Agence France Presse - June 27, 2010

Shafiq Alam, Dhaka – Security forces in Bangladesh arrested more than 200 people Sunday as the first nationwide general strike since elections in 2008 was marred by violence, police said.

In the capital Dhaka, security forces fired tear gas and used batons to disperse hundreds of opposition activists as they tried to hold marches along major roads, police said.

An opposition Bangladesh Nationalist Party (BNP) lawmaker was hurt when supporters and opponents of the strike clashed at Dhaka University, police spokesman Walid Hossain said, adding the man was rushed to hospital and later arrested.

At least 12,000 policemen and the elite Rapid Action Battalion were deployed in Dhaka to try to avert violence as the shutdown brought much of the capital of 13 million people and the country to a standstill.

Police said the strike had halted transport throughout the country and disrupted business operations. In Dhaka, most private offices, shops, schools and colleges were closed.

The BNP had called the strike to protest against what it says is the Awami League government's failure to provide basic services such as power, water and gas and against "arbitrary" arrests and harassment of opposition supporters.

The Awami League swept to power in January 2009 after a landslide election victory on December 29, 2008. The BNP, which ruled the country twice after democracy was restored in 1990, was reduced to a small opposition.

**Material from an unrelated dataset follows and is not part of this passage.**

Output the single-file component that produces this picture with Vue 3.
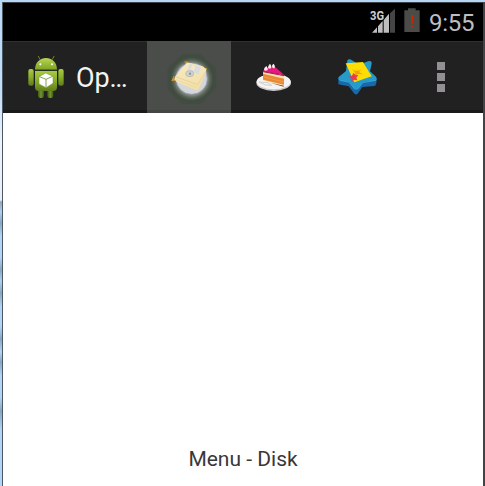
<script setup>
const title = 'Op…'
const time = '9:55'
const message = 'Menu - Disk'
</script>

<template>
  <div class="window">
    <div class="frame-left"></div>
    <div class="screen">
      <header class="status">
        <svg class="signal" viewBox="0 0 84 84">
          <path d="M6 83L21 67V83Z M24 64L38 48V83H24Z M41 45L57 26V83H41Z" fill="#bebebe" />
          <path d="M60 25L75 11V83H60Z" fill="#454545" />
          <text x="0" y="45" textLength="42" lengthAdjust="spacingAndGlyphs">3G</text>
        </svg>
        <svg class="battery" viewBox="0 0 48 75">
          <path d="M1 7H12V1H35V7H47V72H1Z" fill="#4b4b48" />
          <path d="M21 21H29L27 47H23Z M22 52H28V59H22Z" fill="#c42805" />
        </svg>
        <span class="time">{{ time }}</span>
      </header>

      <nav class="actions">
        <div class="home">
          <svg class="robot" viewBox="0 0 165 180">
            <defs>
              <linearGradient id="green" x1="0" y1="0" x2="0" y2="1">
                <stop offset="0" stop-color="#a9ca43" />
                <stop offset=".5" stop-color="#87ad29" />
                <stop offset="1" stop-color="#5f7d1b" />
              </linearGradient>
              <linearGradient id="head" x1="0" y1="0" x2="0" y2="1">
                <stop offset="0" stop-color="#b8d654" />
                <stop offset="1" stop-color="#7fa423" />
              </linearGradient>
              <linearGradient id="leg" x1="0" y1="0" x2="1" y2="0">
                <stop offset="0" stop-color="#405a17" />
                <stop offset=".5" stop-color="#74952c" />
                <stop offset="1" stop-color="#3b5314" />
              </linearGradient>
            </defs>
            <path d="M55 34L60 43M102 34L97 43" stroke="#6d8a25" stroke-width="3" stroke-linecap="round" />
            <rect x="54" y="128" width="18" height="31" rx="7" fill="url(#leg)" />
            <rect x="82" y="128" width="18" height="31" rx="7" fill="url(#leg)" />
            <rect x="25" y="72" width="16" height="50" rx="6" fill="url(#green)" />
            <rect x="115" y="72" width="16" height="50" rx="6" fill="url(#green)" />
            <path d="M45 74C45 27 111 27 111 74Z" fill="url(#head)" />
            <path d="M45 78H111V126Q111 138 100 138H56Q45 138 45 126Z" fill="url(#green)" />
            <path d="M45 75H111" stroke="#395413" stroke-width="2" />
            <circle cx="61" cy="58" r="3" fill="#fff" />
            <circle cx="96" cy="58" r="3" fill="#fff" />
            <path d="M77 84L99 94V115L78 128L57 117V95Z" fill="#fff" stroke="#70902b" stroke-width="1.5" />
            <path d="M58 95L78 103L98 94M78 103V127" fill="none" stroke="#6d8d38" stroke-width="2.5" />
          </svg>
          <span class="title">{{ title }}</span>
        </div>

        <button class="action selected">
          <svg viewBox="0 0 252 216">
            <defs>
              <radialGradient id="halo">
                <stop offset="0" stop-color="#aab0a8" />
                <stop offset=".62" stop-color="#8b9389" />
                <stop offset=".76" stop-color="#566054" />
                <stop offset=".87" stop-color="#414c40" />
                <stop offset="1" stop-color="#424c41" />
              </radialGradient>
              <linearGradient id="disk" x1="0" y1="0" x2=".3" y2="1">
                <stop offset="0" stop-color="#f8ebc3" />
                <stop offset="1" stop-color="#f3dfa8" />
              </linearGradient>
            </defs>
            <g transform="translate(54 27)">
              <path d="M52 12H106L154 55V114L108 162H50L7 117V54Z" fill="url(#halo)" />
              <circle cx="80" cy="86" r="47" fill="#d3d7d9" stroke="#858eae" stroke-width="2" />
              <path d="M58 34L72 35L65 48Z M115 53L127 55L121 64Z M26 77L19 93L34 92Z" fill="#c29337" />
              <path d="M65 39L71 38L113 49L124 58L121 72L101 117L94 121L35 96L29 88L31 79Z" fill="url(#disk)" />
              <path d="M31 80L98 104L123 63" fill="none" stroke="#e3cf98" stroke-width="2.5" />
              <path d="M33 89L95 113" stroke="#e9d69f" stroke-width="2" />
              <path d="M74 41L108 51L101 74L67 60Z" fill="#dcdddb" />
              <path d="M82 46L91 49L86 62L77 58Z" fill="#f3e9c8" />
              <ellipse cx="74" cy="71" rx="12" ry="9" fill="#d0d4d1" stroke="#a8aeaa" stroke-width="2" />
              <circle cx="75" cy="71" r="3.5" fill="#8c9697" />
            </g>
          </svg>
        </button>

        <button class="action">
          <svg viewBox="0 0 252 216">
            <g transform="translate(42 27)">
              <ellipse cx="86" cy="98" rx="52" ry="25" fill="#c9c6c8" />
              <ellipse cx="86" cy="95" rx="51" ry="23" fill="#f5f3f4" />
              <path d="M42 96Q59 108 80 106L69 98Z" fill="none" stroke="#d2ced0" stroke-width="3" />
              <path d="M54 64L118 76L116 109L54 91Z" fill="#f8e0aa" />
              <path d="M54 71L117 86V104L54 89Z" fill="#e88a35" />
              <path d="M54 80L117 96" stroke="#f0a355" stroke-width="2" />
              <path d="M76 98L116 107V110Z" fill="#813415" />
              <path d="M54 64L61 54L91 52L118 75Z" fill="#e31b80" />
              <path d="M54 65L117 77" stroke="#b90c56" stroke-width="3" />
              <path d="M57 60Q56 54 64 48Q71 57 67 61Q61 64 57 60M69 54Q69 46 75 41Q82 50 78 55Q73 57 69 54M81 51Q80 44 86 41Q92 48 89 54Q84 56 81 51" fill="#ffe9ee" />
            </g>
          </svg>
        </button>

        <button class="action">
          <svg viewBox="0 0 252 216">
            <g transform="translate(45 27)">
              <path d="M25 82V103L56 109L72 130Q78 137 84 130L97 111L133 108Q140 106 140 86Z" fill="#1768ac" />
              <path d="M52 31Q58 25 66 31L87 44L114 34Q126 31 125 41L120 64L138 80Q144 90 134 93L99 96L84 117Q78 121 72 116L57 96L31 92Q22 88 27 80L48 63Z" fill="#269ac8" />
              <path d="M30 91L57 97L75 118M82 118L99 98L138 91" fill="none" stroke="#48aed5" stroke-width="2" />
              <path d="M47 40L99 36L125 79L73 97Z" fill="#ffdd05" />
              <path d="M66 56Q77 68 95 58L87 66L99 73L84 72L75 79L75 68Z" fill="#f5a20a" />
              <path d="M71 68L76 76L85 75L79 83L82 91L72 89L64 95L63 86L56 80L66 77Z" fill="#e43c56" />
            </g>
          </svg>
        </button>

        <button class="action overflow" aria-label="More options">
          <i></i><i></i><i></i>
        </button>
      </nav>

      <main class="content"><span>{{ message }}</span></main>
    </div>
    <div class="frame-right"></div>
  </div>
</template>

<style>
body {
  margin: 0;
  overflow: hidden;
}
</style>

<style scoped>
.window {
  display: grid;
  grid-template-columns: 3px 480px 2px;
  box-sizing: border-box;
  width: 485px;
  height: 486px;
  border-top: 2px solid #b6d6f5;
  font-family: Roboto, sans-serif;
}
.frame-left {
  box-sizing: border-box;
  border-right: 1px solid #4e5862;
  background: linear-gradient(#b8d8f7 0, #c3def7 90px, #eef3fa 140px, #e9eff7 198px, #92a6bb 200px, #afd0f0 210px, #8ba5be 221px, #b2d5f7 234px, #b2d5f7 255px, #8ba5be 268px, #add0f1 279px, #8ba5be 291px, #b2d5f7 305px, #b2d5f7 324px, #8ba5be 337px, #b2d5f7 350px, #8ba5be 360px, #b2d5f7 374px, #b2d5f7 395px, #8ba5be 409px, #b2d5f7 428px);
}
.frame-right {
  background: #424446;
}
.screen {
  display: flex;
  flex-direction: column;
  background: #fff;
}
.status {
  display: flex;
  flex: 0 0 39px;
  box-sizing: border-box;
  align-items: flex-start;
  border-top: 1px solid #3a4046;
  background: #000;
  color: #bebebe;
}
.signal {
  width: 28px;
  height: 28px;
  margin: 2px 0 0 367px;
  overflow: visible;
}
.signal text {
  fill: #d0d0d0;
  stroke: #000;
  stroke-width: 5px;
  paint-order: stroke;
  font: 700 41px Roboto, sans-serif;
}
.battery {
  width: 16px;
  height: 25px;
  margin: 5px 0 0 6px;
}
.time {
  margin: 4px 0 0 9px;
  font-size: 24px;
  line-height: 32px;
  letter-spacing: -0.3px;
  white-space: nowrap;
}
.actions {
  display: flex;
  flex: 0 0 72px;
  box-sizing: border-box;
  height: 72px;
  min-height: 0;
  border-top: 1px solid #303030;
  border-bottom: 3px solid #191919;
  background: #212121;
}
.home {
  display: flex;
  width: 144px;
  height: 68px;
}
.robot {
  width: 55px;
  height: 60px;
  margin: 3px 0 0 17px;
}
.title {
  margin-left: 1px;
  color: #f3f3f3;
  font-size: 27px;
  line-height: 72px;
  letter-spacing: -0.1px;
}
.action {
  width: 84px;
  height: 68px;
  flex: none;
  padding: 0;
  border: 0;
  background: none;
}
.action svg {
  display: block;
  width: 84px;
  height: 72px;
  margin: -1px 0 -3px;
}
.selected {
  height: 72px;
  margin: -1px 0 -3px;
  background: linear-gradient(#4b4d4a 69px, #444643 69px);
}
.selected svg {
  margin: 0;
}
.overflow {
  display: flex;
  flex-direction: column;
  align-items: center;
  justify-content: flex-start;
  gap: 3px;
  padding-top: 20px;
}
.overflow i {
  width: 8px;
  height: 8px;
  background: #929092;
}
.content {
  display: flex;
  flex: 1;
  align-items: flex-end;
  justify-content: center;
  padding-bottom: 14px;
  color: #383838;
  font-size: 21px;
  line-height: 25px;
}
</style>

Police used batons to disperse opposition activists, footage shown by private television channel Bangla Vision showed. The channel also reported that several people had been injured.

At least 96 people, including two former BNP ministers, were arrested during the strike and 120 activists were taken into custody hours before it began. "We arrested former public works minister Mirza Abbas this morning on charges of torching vehicles," said the police chief of Dhaka's main commercial district, Toffazzal Hossain.

Opposition activists hurled small bombs and pieces of brick at police but there were no casualties, he told AFP.

Thousands of BNP activists demonstrated in Dhaka in small groups. Police cordoned off the party's main office and banned marches in roads linking government offices and ministers' homes to the airport.

Several smaller parties, including the main Islamic party, Jamaat-e-Islami, supported the strike.

The southeastern city of Chittagong, the country's main port and home to five million people, was cut off by lack of transport and at least 10 people were arrested for smashing the windows of a bus, police and officials said.

Big jute fibre mills and shops were closed in the southern city of Khulna but there was no trouble, police inspector Jamal Uddin said.

Earlier in the decade, repeated strikes, blockades and protests disrupted business life in Bangladesh, costing the impoverished country millions of dollars as the two parties battled for control.

But the strikes came to a halt in 2007 when the country came under emergency rule and the army-backed government sought to bring political stability.